Colorado Springs police Chief Peter Carey said Mr. Obama’s visit to Colorado, considered a key battleground state in the presidential election, would not tax the city’s already-strained police force. Gov. John Hickenlooper said he expected the president might sign a disaster declaration that would allow for more federal aid.

The fire burned about 10 acres along the southwest boundary of the Air Force Academy campus. No injuries or damage to structures — including the iconic Cadet Chapel — were reported.

Late Wednesday night, Air Force Academy officials announced they were relocating about 550 cadets off academy grounds. About 200 cadets in summer academics were being moved to the University of Colorado-Colorado Springs, and 350 others in airmanship and other training programs were released to local sponsor families, the school said. The cadet area isn’t immediately threatened, and an incoming class of more than 1,000 is still scheduled to arrive Thursday.

About 120 soldiers from nearby Fort Carson built firebreaks around parts of the academy, aided by equipment including 10 heavy bulldozers, four excavators, 13 military transportation and support vehicles, and one commercial road grader, Army officials said.

The full scope of the fire remained unknown.

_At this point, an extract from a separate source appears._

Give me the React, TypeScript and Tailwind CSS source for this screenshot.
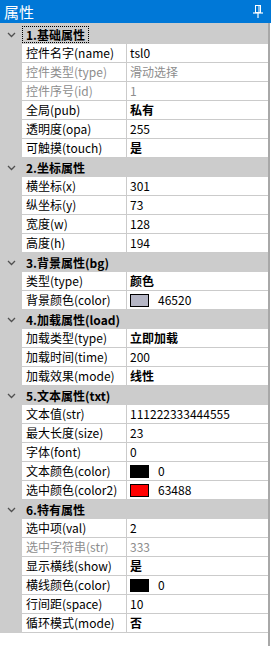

So intense were the flames and so thick the smoke that rescue workers weren’t able to tell residents which structures were destroyed and which ones were still standing. Steve Cox, a spokesman for Mayor Steve Bach, reported that at least dozens of homes had been consumed.

Indeed, authorities were too busy Wednesday struggling to save homes in near-zero visibility to count how many had been destroyed in what is the latest test for a drought-parched and tinder-dry state. At one point, a team assessing the damage had to leave charred neighborhoods because of smoke and fire danger.

Mr. Carey said officials had no plans to release the numbers of homes destroyed — insisting that residents have a right to be told first, in private.

The FBI said it was investigating the cause of the blaze.

In addition to the some 30,000 evacuees, about 3,000 more people were evacuated to the west of the fire, Teller County authorities said Wednesday, and Teller County courts were closed through Thursday.

The Red Cross was accommodating victims at its shelters, with space enough for perhaps 2,500 people. Most evacuees were staying with family and friends.

Crews also were battling a deadly and destructive wildfire in northern Colorado and another that flared Tuesday night near Boulder.

Colorado wasn’t the only state affected by fire, as several burned throughout the parched West.

Among the fires elsewhere in the West:

• A 72-square-mile wildfire in central Utah has destroyed at least 56 structures, mainly homes, and continues to burn with little containment, authorities said Wednesday. Officials expected the damage estimate to rise considerably as they continue their assessment of the fire-ravaged area between Fountain Green and Fairview and north across the Utah County line. Officials returned to an evacuated area and found a woman dead Tuesday.